The Concept of Social Code

Social codes are essentially the norms and expectations that guide social interactions. They include understanding when and how much information to share, recognizing the emotional undertones of a conversation, and knowing how to read non-verbal cues. For most NT individuals, these codes are learned implicitly through social interactions from a young age. However, for many autistic individuals, these codes are not as intuitive, which can lead to miscommunications.

Examples of Communication Challenges

  1. Over-Explanation of Practical Details: An autistic person might provide an exhaustive step-by-step guide on how to set up a TV standβ€”detailing every screw and bracketβ€”because they aim to ensure complete understanding. While well-intentioned, this level of detail might overwhelm or bore the listener who expects a brief overview.
  2. Under-Explanation of Personal Experiences: Conversely, the same individual might underexplain a personal crisis, such as a visit to the emergency room. They might focus on practical aspects (“I fell and hurt my leg”) without sharing enough about the severity of the pain or the emotional distress experienced, aspects that NTs often expect to fully understand the gravity of the situation.
  3. Mismatch in Emotional Detail: Autistic individuals might also struggle with matching the expected emotional content in their explanations.

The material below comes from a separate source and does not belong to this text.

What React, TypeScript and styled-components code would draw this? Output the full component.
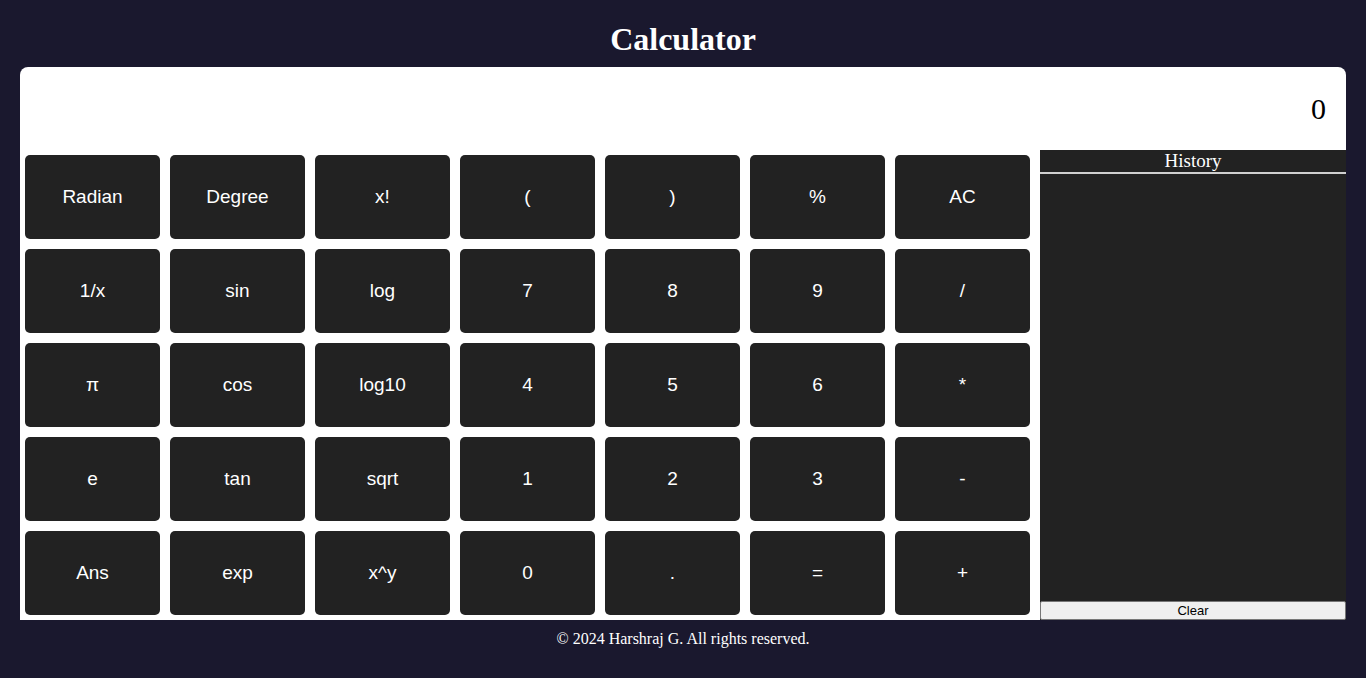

They might either omit emotional details, making it hard for NTs to empathize, or over-emphasize them in contexts where practical details are more pertinent.

The Impact of Not Understanding Social Code

The inability to intuitively grasp and adhere to social codes can lead to various social challenges for neurodivergent individuals:

  • Misinterpretation: Others might misinterpret the intention behind their words, seeing them as detached, overly technical, or disinterested.
  • Social Isolation: Repeated miscommunications can lead to social isolation, as NT individuals might hesitate to engage, fearing awkward or cumbersome interactions.
  • Emotional Distress: For neurodivergent individuals, consistently being misunderstood or corrected can lead to feelings of frustration and inadequacy.

Strategies for Bridging the Communication Gap

  1. Explicit Learning: Neurodivergent individuals can benefit from explicit instruction in social codes, perhaps through therapy, social skills training, or guided learning.
  2. Patience and Understanding from NTs: Neurotypicals can play a crucial role by being more patient and making efforts to understand the communication style of their neurodivergent counterparts.
  3. Leveraging Strengths: Focusing on environments where detailed factual communication is valued, such as in technical or research-oriented fields, can allow autistic individuals to utilize their strengths.
  4. Encouraging Feedback: Creating a culture where respectful, constructive feedback is encouraged can help neurodivergent individuals learn from social missteps in a supportive setting.


Understanding social codes and how they vary between neurodivergent and neurotypical individuals is key to fostering better communication and empathy. By recognizing these differences and adopting strategies to bridge the gap, both groups can engage more meaningfully, enriching their interactions and reducing misunderstandings. It’s essential for society to work towards inclusivity, where different communication styles are not just recognized but truly understood and valued.